§ **WHAT IS REQUIRED**
Take from the listing each line that has the string "page".

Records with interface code
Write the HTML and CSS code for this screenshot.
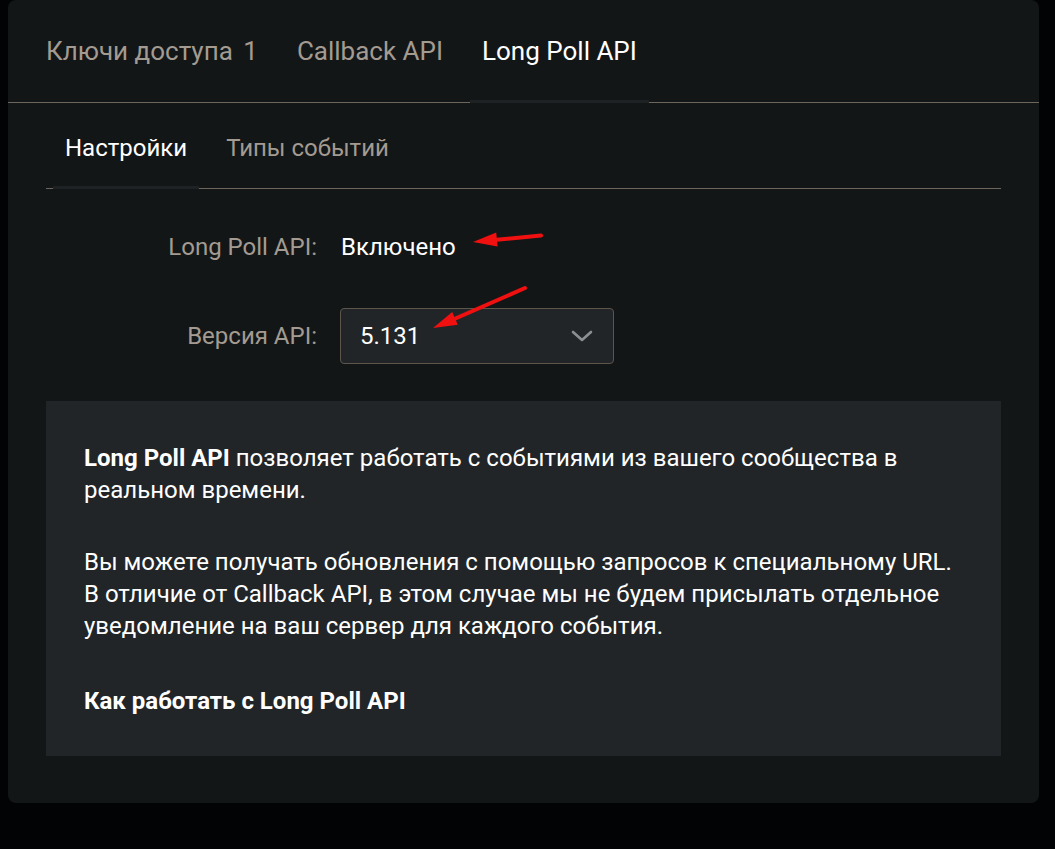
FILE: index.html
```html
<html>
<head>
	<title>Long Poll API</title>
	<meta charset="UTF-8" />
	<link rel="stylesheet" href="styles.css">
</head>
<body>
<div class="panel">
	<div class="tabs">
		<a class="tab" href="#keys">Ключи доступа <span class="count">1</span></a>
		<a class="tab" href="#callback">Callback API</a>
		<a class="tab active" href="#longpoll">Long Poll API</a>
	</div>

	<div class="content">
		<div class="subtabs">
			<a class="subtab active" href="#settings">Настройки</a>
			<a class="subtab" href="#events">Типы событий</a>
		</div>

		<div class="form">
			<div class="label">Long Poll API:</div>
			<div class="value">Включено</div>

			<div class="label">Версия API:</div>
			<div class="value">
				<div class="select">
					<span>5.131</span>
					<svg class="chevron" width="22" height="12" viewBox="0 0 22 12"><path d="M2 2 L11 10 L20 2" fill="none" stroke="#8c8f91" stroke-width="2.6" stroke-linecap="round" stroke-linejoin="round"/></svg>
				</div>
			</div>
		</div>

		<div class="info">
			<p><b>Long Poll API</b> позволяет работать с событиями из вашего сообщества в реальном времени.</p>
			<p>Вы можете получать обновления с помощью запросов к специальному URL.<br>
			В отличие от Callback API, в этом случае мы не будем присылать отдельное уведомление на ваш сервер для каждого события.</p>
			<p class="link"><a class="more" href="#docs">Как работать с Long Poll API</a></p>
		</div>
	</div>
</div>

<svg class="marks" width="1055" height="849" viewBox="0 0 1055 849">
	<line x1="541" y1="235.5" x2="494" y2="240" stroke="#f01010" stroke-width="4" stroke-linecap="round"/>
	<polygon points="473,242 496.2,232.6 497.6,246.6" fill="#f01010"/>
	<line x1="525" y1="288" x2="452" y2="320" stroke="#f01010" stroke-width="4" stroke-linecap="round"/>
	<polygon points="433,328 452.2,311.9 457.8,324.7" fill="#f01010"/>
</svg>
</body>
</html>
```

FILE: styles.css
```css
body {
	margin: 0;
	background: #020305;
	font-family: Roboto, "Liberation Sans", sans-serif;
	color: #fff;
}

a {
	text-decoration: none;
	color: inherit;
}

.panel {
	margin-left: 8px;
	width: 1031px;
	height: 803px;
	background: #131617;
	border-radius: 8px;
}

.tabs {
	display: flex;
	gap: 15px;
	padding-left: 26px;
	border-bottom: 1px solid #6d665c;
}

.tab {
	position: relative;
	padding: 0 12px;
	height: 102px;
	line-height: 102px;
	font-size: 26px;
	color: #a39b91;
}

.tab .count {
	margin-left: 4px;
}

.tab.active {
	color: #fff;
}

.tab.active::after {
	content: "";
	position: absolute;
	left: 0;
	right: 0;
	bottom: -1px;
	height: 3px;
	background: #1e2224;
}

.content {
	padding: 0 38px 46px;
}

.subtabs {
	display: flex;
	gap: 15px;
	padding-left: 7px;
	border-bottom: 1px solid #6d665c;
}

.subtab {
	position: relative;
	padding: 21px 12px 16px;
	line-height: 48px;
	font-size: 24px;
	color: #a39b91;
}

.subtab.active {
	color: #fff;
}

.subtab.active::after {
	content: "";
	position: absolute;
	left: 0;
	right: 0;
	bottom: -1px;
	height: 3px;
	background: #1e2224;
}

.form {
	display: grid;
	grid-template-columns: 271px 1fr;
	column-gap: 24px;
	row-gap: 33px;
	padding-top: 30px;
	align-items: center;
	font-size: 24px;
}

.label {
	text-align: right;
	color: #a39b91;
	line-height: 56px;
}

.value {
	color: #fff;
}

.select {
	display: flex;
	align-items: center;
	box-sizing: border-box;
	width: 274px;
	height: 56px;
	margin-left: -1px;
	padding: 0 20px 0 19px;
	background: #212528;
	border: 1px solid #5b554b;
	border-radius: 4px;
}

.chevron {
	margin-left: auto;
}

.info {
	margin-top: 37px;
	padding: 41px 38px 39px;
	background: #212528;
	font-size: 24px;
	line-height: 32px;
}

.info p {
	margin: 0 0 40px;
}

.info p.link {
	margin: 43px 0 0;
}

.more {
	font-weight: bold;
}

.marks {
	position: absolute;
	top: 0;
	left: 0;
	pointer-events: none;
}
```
==
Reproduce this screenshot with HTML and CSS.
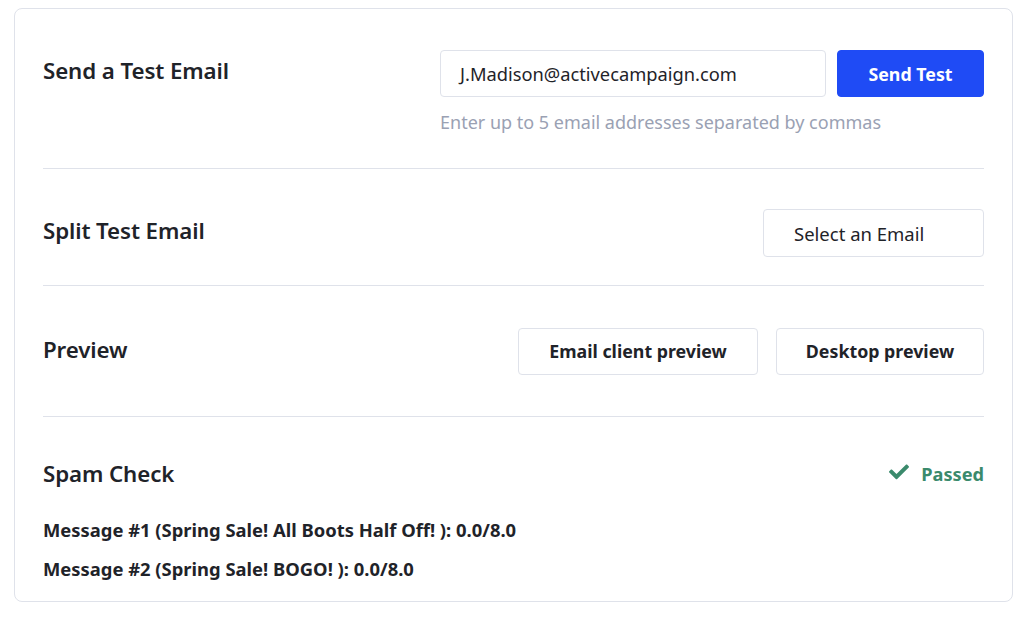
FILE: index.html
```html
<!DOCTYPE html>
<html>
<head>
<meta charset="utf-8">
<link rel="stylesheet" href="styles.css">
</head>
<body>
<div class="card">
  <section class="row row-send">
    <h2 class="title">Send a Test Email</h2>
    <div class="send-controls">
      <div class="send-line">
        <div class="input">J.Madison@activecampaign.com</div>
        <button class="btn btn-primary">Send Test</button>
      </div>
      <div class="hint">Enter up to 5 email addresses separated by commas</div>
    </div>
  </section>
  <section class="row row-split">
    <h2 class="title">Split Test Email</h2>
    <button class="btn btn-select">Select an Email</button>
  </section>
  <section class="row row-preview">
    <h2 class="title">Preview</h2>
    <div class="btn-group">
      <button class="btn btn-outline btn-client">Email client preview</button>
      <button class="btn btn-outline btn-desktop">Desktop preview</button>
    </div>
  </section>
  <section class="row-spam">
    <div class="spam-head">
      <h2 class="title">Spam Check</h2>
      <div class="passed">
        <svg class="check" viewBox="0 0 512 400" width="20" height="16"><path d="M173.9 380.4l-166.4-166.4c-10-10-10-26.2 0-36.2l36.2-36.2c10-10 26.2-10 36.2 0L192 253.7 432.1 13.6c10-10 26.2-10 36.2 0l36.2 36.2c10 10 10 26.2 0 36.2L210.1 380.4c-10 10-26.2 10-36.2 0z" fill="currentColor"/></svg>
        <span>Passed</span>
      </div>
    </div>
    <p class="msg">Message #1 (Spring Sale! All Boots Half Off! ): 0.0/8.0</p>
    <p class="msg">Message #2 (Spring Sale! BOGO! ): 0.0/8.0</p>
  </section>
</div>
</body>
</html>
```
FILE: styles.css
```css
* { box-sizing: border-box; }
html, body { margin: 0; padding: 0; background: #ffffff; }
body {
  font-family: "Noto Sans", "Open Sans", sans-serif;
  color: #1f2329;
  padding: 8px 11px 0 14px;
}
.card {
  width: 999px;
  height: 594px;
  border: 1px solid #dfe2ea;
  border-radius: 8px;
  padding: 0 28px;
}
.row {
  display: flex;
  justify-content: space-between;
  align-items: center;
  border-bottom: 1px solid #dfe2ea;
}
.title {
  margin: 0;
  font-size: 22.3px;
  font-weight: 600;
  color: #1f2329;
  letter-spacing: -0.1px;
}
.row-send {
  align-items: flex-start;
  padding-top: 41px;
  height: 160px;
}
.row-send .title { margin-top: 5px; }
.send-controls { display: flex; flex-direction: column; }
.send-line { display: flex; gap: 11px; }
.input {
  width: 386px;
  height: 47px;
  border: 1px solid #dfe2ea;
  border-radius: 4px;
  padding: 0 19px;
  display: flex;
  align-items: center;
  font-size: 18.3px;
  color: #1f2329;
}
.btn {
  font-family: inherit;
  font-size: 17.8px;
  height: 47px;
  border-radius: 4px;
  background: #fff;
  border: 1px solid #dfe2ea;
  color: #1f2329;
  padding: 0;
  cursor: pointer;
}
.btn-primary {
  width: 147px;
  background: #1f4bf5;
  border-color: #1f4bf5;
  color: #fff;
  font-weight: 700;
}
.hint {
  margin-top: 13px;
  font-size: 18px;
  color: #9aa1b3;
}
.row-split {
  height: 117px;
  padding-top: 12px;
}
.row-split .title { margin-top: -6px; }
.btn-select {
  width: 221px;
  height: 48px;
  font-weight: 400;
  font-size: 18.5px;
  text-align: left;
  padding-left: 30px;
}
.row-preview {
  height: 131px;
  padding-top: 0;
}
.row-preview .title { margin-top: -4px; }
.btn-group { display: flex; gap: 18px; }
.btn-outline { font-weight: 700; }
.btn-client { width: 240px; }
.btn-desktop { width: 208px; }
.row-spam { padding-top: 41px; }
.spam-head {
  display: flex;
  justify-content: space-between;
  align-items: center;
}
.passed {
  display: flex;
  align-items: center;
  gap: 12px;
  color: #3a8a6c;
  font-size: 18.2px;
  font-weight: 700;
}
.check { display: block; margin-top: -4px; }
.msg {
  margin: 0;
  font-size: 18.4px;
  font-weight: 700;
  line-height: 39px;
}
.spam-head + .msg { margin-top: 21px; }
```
---
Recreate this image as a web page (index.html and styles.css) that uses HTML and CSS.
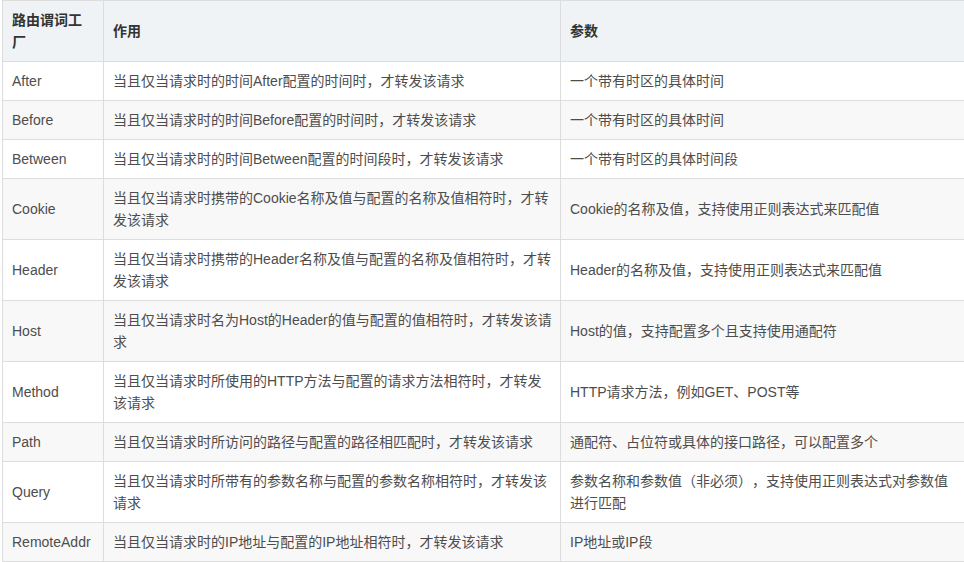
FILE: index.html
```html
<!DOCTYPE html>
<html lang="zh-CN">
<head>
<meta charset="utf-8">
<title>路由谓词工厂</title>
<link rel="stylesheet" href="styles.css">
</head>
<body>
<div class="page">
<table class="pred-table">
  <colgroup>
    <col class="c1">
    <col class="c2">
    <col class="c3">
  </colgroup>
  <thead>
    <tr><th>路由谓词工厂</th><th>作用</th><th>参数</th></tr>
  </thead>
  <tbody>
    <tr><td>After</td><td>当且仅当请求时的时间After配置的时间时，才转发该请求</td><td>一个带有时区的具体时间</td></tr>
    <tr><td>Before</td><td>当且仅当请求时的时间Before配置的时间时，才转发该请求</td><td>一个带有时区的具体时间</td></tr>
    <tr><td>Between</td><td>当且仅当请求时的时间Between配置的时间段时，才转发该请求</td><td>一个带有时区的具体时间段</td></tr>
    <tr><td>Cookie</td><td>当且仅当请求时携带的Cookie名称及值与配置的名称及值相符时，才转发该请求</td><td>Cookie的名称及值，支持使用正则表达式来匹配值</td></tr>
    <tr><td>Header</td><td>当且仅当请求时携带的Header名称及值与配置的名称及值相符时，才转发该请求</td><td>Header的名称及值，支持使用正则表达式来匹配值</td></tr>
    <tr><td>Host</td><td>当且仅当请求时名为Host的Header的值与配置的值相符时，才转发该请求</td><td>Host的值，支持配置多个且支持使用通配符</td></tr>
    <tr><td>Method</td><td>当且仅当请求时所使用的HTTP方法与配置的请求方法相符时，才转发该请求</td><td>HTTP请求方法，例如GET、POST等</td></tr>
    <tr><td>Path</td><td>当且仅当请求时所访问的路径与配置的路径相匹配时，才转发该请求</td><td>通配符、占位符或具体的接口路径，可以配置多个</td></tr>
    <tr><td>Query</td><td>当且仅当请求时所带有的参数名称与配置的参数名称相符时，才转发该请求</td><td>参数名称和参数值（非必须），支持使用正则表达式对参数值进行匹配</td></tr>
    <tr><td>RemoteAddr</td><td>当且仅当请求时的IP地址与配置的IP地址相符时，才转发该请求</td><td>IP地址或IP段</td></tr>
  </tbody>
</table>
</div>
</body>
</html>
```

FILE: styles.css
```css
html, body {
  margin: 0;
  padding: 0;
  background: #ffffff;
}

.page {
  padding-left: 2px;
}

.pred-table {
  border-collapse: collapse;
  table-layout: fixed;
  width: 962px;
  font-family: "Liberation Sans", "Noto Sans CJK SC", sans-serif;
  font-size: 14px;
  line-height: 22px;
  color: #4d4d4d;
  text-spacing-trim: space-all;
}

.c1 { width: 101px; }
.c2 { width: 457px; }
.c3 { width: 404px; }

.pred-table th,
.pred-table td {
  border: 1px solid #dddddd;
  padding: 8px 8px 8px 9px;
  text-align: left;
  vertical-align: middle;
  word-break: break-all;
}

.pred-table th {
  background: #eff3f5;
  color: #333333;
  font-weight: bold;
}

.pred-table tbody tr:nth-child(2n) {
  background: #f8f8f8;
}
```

§ **RESULT FOR THIS EXERCISE**
Recreate this image as a web page (index.html and styles.css) that uses HTML and CSS.
<div class="page">
.page {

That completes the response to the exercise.